Written exercise => Repeat the material verbatim and drop the pictures.

╭─ Data lines

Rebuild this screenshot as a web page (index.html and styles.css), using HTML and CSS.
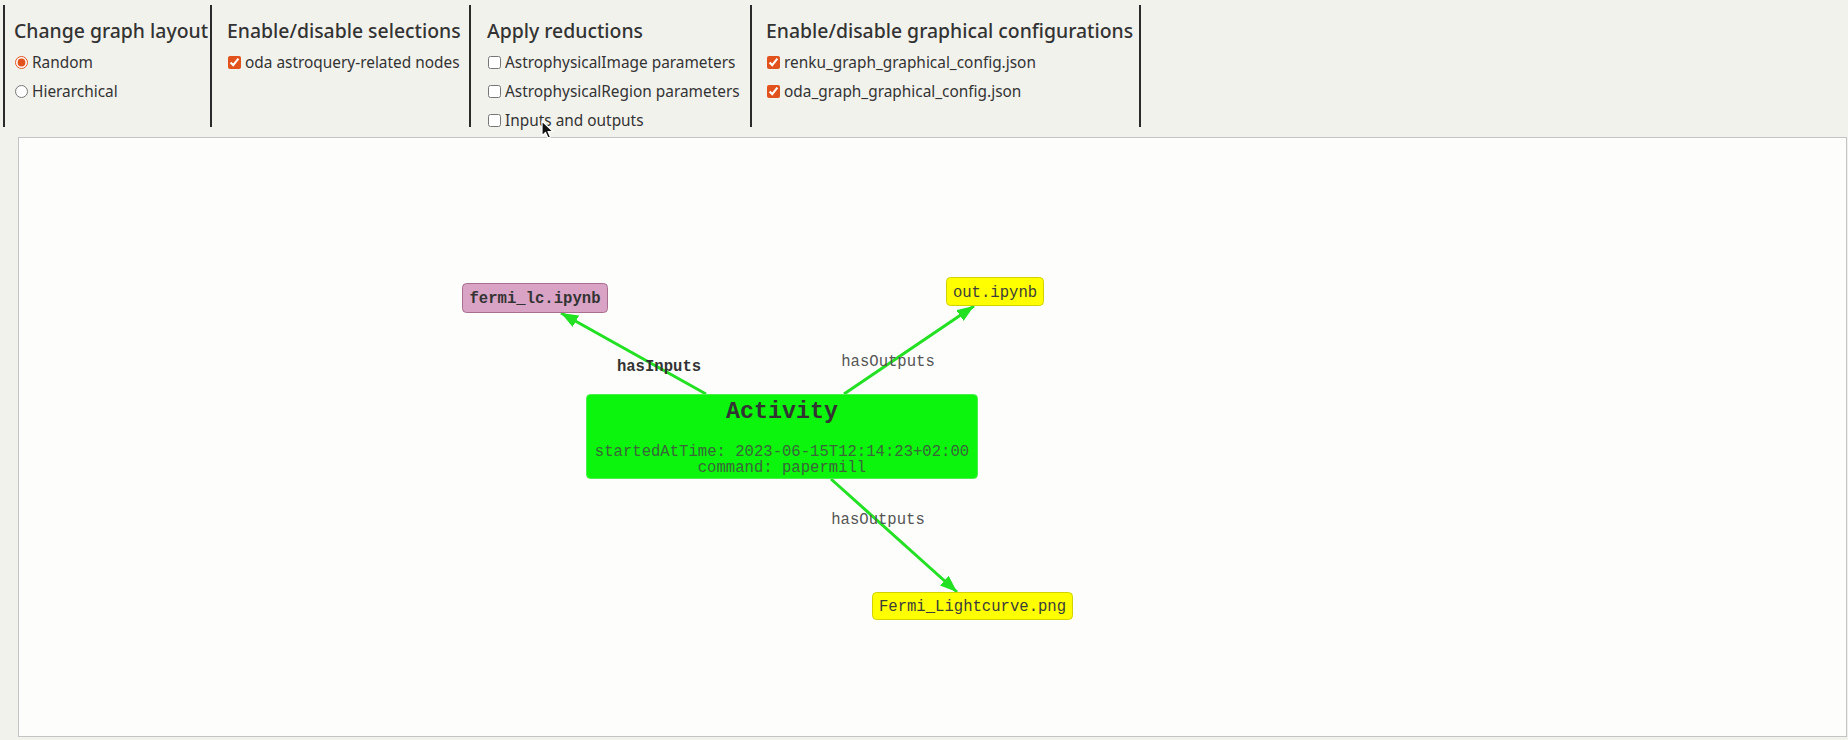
FILE: index.html
```html
<!DOCTYPE html>
<html lang="en">

<head>
    <meta charset="UTF-8">
    <title>Graph view</title>
    <link rel="stylesheet" href="styles.css">
</head>

<body>
    <div class="toolbar">
        <div class="group group-layout">
            <h3>Change graph layout</h3>
            <label class="option"><input type="radio" name="layout" checked>Random</label>
            <label class="option"><input type="radio" name="layout">Hierarchical</label>
        </div>
        <div class="group group-select">
            <h3>Enable/disable selections</h3>
            <label class="option"><input type="checkbox" checked>oda astroquery-related nodes</label>
        </div>
        <div class="group group-reduce">
            <h3>Apply reductions</h3>
            <label class="option"><input type="checkbox">AstrophysicalImage parameters</label>
            <label class="option"><input type="checkbox">AstrophysicalRegion parameters</label>
            <label class="option"><input type="checkbox">Inputs and outputs</label>
        </div>
        <div class="group group-config">
            <h3>Enable/disable graphical configurations</h3>
            <label class="option"><input type="checkbox" checked>renku_graph_graphical_config.json</label>
            <label class="option"><input type="checkbox" checked>oda_graph_graphical_config.json</label>
        </div>
    </div>

    <svg class="cursor" width="14" height="20" viewBox="0 0 14 20">
        <path d="M1 1 L1 16 L4.5 12.5 L7 18 L9.5 17 L7 11.5 L12 11.5 Z" fill="#111" stroke="#fff" stroke-width="1.2" stroke-linejoin="round"/>
    </svg>

    <div class="graph">
        <svg class="network" width="1827" height="598" viewBox="19 138 1827 598">
            <defs>
                <marker id="arrow" viewBox="0 0 17 13" refX="17" refY="6.5" markerWidth="17" markerHeight="13"
                    markerUnits="userSpaceOnUse" orient="auto">
                    <path d="M0,0 L17,6.5 L0,13 Z" fill="#22e022"/>
                </marker>
            </defs>

            <!-- edges -->
            <line class="edge" x1="706" y1="394" x2="561" y2="313" marker-end="url(#arrow)"/>
            <line class="edge" x1="844" y1="394" x2="974" y2="306" marker-end="url(#arrow)"/>
            <line class="edge" x1="831" y1="479" x2="957" y2="592" marker-end="url(#arrow)"/>

            <text class="edge-label strong" x="659" y="371">hasInputs</text>
            <text class="edge-label" x="888" y="366">hasOutputs</text>
            <text class="edge-label" x="878" y="524">hasOutputs</text>

            <!-- nodes -->
            <rect class="node-plan" x="462.5" y="283.5" width="145" height="29" rx="4"/>
            <text class="node-text strong" x="535" y="303">fermi_lc.ipynb</text>

            <rect class="node-file" x="946.5" y="277.5" width="97" height="28" rx="4"/>
            <text class="node-text" x="995" y="296.5">out.ipynb</text>

            <rect class="node-file" x="872.5" y="592.5" width="200" height="27" rx="4"/>
            <text class="node-text" x="972.5" y="611">Fermi_Lightcurve.png</text>

            <rect class="node-activity" x="586.5" y="394.5" width="391" height="84" rx="4"/>
            <text class="activity-title" x="782" y="418">Activity</text>
            <text class="activity-text" x="782" y="456">startedAtTime: 2023-06-15T12:14:23+02:00</text>
            <text class="activity-text" x="782" y="472">command: papermill</text>
        </svg>
    </div>
</body>

</html>
```

FILE: styles.css
```css
* {
    padding: 0;
    margin: 0;
    box-sizing: border-box;
}

body {
    width: 1848px;
    height: 740px;
    overflow: hidden;
    background-color: #f2f2ed;
    font-family: "Noto Sans", sans-serif;
    color: #333;
    position: relative;
}

.toolbar {
    display: flex;
    height: 122px;
    margin: 5px 0 0 3px;
}

.group {
    display: flex;
    flex-direction: column;
    border-left: 2px solid #2a2a2a;
    padding-top: 13px;
}

.group:last-child {
    border-right: 2px solid #2a2a2a;
}

.group-layout {
    width: 207px;
    padding-left: 9px;
}

.group-select {
    width: 259px;
    padding-left: 15px;
}

.group-reduce {
    width: 281px;
    padding-left: 16px;
}

.group-config {
    width: 391px;
    padding-left: 14px;
}

.group h3 {
    font-size: 19.4px;
    font-weight: 500;
    line-height: 26px;
    margin-bottom: 4px;
    white-space: nowrap;
}

.option {
    display: flex;
    flex-shrink: 0;
    align-items: center;
    height: 29px;
    font-size: 15.4px;
    white-space: nowrap;
}

.option input {
    width: 13px;
    height: 13px;
    margin: 0 4px 0 1px;
    accent-color: #e2521d;
}

.cursor {
    position: absolute;
    left: 541px;
    top: 120px;
}

.graph {
    width: 1829px;
    height: 600px;
    margin: 10px 0 0 18px;
    border: 1px solid #c4c4c4;
    background-color: #fdfdfb;
}

.network {
    display: block;
}

.edge {
    stroke: #22e022;
    stroke-width: 3;
}

.edge-label,
.node-text,
.activity-text {
    font-family: "Liberation Mono", monospace;
    font-size: 15.6px;
    text-anchor: middle;
    fill: #555;
}

.node-text {
    fill: #3c3c3c;
}

.strong {
    font-weight: bold;
    fill: #333;
}

.node-plan {
    fill: #d9a3c5;
    stroke: #a86e90;
    stroke-width: 1;
}

.node-file {
    fill: #ffff00;
    stroke: #d2d200;
    stroke-width: 1;
}

.node-activity {
    fill: #0cf50c;
    stroke: #4cee4c;
    stroke-width: 1;
}

.activity-title {
    font-family: "Liberation Mono", monospace;
    font-size: 23.3px;
    font-weight: bold;
    text-anchor: middle;
    fill: #333;
}

.activity-text {
    fill: #3a663a;
}
```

╰─

The response =>
Rebuild this screenshot as a web page (index.html and styles.css), using HTML and CSS.
FILE: index.html
```html
<!DOCTYPE html>
<html lang="en">

<head>
    <meta charset="UTF-8">
    <title>Graph view</title>
    <link rel="stylesheet" href="styles.css">
</head>

<body>
    <div class="toolbar">
        <div class="group group-layout">
            <h3>Change graph layout</h3>
            <label class="option"><input type="radio" name="layout" checked>Random</label>
            <label class="option"><input type="radio" name="layout">Hierarchical</label>
        </div>
        <div class="group group-select">
            <h3>Enable/disable selections</h3>
            <label class="option"><input type="checkbox" checked>oda astroquery-related nodes</label>
        </div>
        <div class="group group-reduce">
            <h3>Apply reductions</h3>
            <label class="option"><input type="checkbox">AstrophysicalImage parameters</label>
            <label class="option"><input type="checkbox">AstrophysicalRegion parameters</label>
            <label class="option"><input type="checkbox">Inputs and outputs</label>
        </div>
        <div class="group group-config">
            <h3>Enable/disable graphical configurations</h3>
            <label class="option"><input type="checkbox" checked>renku_graph_graphical_config.json</label>
            <label class="option"><input type="checkbox" checked>oda_graph_graphical_config.json</label>
        </div>
    </div>

    <svg class="cursor" width="14" height="20" viewBox="0 0 14 20">
        <path d="M1 1 L1 16 L4.5 12.5 L7 18 L9.5 17 L7 11.5 L12 11.5 Z" fill="#111" stroke="#fff" stroke-width="1.2" stroke-linejoin="round"/>
    </svg>

    <div class="graph">
        <svg class="network" width="1827" height="598" viewBox="19 138 1827 598">
            <defs>
                <marker id="arrow" viewBox="0 0 17 13" refX="17" refY="6.5" markerWidth="17" markerHeight="13"
                    markerUnits="userSpaceOnUse" orient="auto">
                    <path d="M0,0 L17,6.5 L0,13 Z" fill="#22e022"/>
                </marker>
            </defs>

            <!-- edges -->
            <line class="edge" x1="706" y1="394" x2="561" y2="313" marker-end="url(#arrow)"/>
            <line class="edge" x1="844" y1="394" x2="974" y2="306" marker-end="url(#arrow)"/>
            <line class="edge" x1="831" y1="479" x2="957" y2="592" marker-end="url(#arrow)"/>

            <text class="edge-label strong" x="659" y="371">hasInputs</text>
            <text class="edge-label" x="888" y="366">hasOutputs</text>
            <text class="edge-label" x="878" y="524">hasOutputs</text>

            <!-- nodes -->
            <rect class="node-plan" x="462.5" y="283.5" width="145" height="29" rx="4"/>
            <text class="node-text strong" x="535" y="303">fermi_lc.ipynb</text>

            <rect class="node-file" x="946.5" y="277.5" width="97" height="28" rx="4"/>
            <text class="node-text" x="995" y="296.5">out.ipynb</text>

            <rect class="node-file" x="872.5" y="592.5" width="200" height="27" rx="4"/>
            <text class="node-text" x="972.5" y="611">Fermi_Lightcurve.png</text>

            <rect class="node-activity" x="586.5" y="394.5" width="391" height="84" rx="4"/>
            <text class="activity-title" x="782" y="418">Activity</text>
            <text class="activity-text" x="782" y="456">startedAtTime: 2023-06-15T12:14:23+02:00</text>
            <text class="activity-text" x="782" y="472">command: papermill</text>
        </svg>
    </div>
</body>

</html>
```

FILE: styles.css
```css
* {
    padding: 0;
    margin: 0;
    box-sizing: border-box;
}

body {
    width: 1848px;
    height: 740px;
    overflow: hidden;
    background-color: #f2f2ed;
    font-family: "Noto Sans", sans-serif;
    color: #333;
    position: relative;
}

.toolbar {
    display: flex;
    height: 122px;
    margin: 5px 0 0 3px;
}

.group {
    display: flex;
    flex-direction: column;
    border-left: 2px solid #2a2a2a;
    padding-top: 13px;
}

.group:last-child {
    border-right: 2px solid #2a2a2a;
}

.group-layout {
    width: 207px;
    padding-left: 9px;
}

.group-select {
    width: 259px;
    padding-left: 15px;
}

.group-reduce {
    width: 281px;
    padding-left: 16px;
}

.group-config {
    width: 391px;
    padding-left: 14px;
}

.group h3 {
    font-size: 19.4px;
    font-weight: 500;
    line-height: 26px;
    margin-bottom: 4px;
    white-space: nowrap;
}

.option {
    display: flex;
    flex-shrink: 0;
    align-items: center;
    height: 29px;
    font-size: 15.4px;
    white-space: nowrap;
}

.option input {
    width: 13px;
    height: 13px;
    margin: 0 4px 0 1px;
    accent-color: #e2521d;
}

.cursor {
    position: absolute;
    left: 541px;
    top: 120px;
}

.graph {
    width: 1829px;
    height: 600px;
    margin: 10px 0 0 18px;
    border: 1px solid #c4c4c4;
    background-color: #fdfdfb;
}

.network {
    display: block;
}

.edge {
    stroke: #22e022;
    stroke-width: 3;
}

.edge-label,
.node-text,
.activity-text {
    font-family: "Liberation Mono", monospace;
    font-size: 15.6px;
    text-anchor: middle;
    fill: #555;
}

.node-text {
    fill: #3c3c3c;
}

.strong {
    font-weight: bold;
    fill: #333;
}

.node-plan {
    fill: #d9a3c5;
    stroke: #a86e90;
    stroke-width: 1;
}

.node-file {
    fill: #ffff00;
    stroke: #d2d200;
    stroke-width: 1;
}

.node-activity {
    fill: #0cf50c;
    stroke: #4cee4c;
    stroke-width: 1;
}

.activity-title {
    font-family: "Liberation Mono", monospace;
    font-size: 23.3px;
    font-weight: bold;
    text-anchor: middle;
    fill: #333;
}

.activity-text {
    fill: #3a663a;
}
```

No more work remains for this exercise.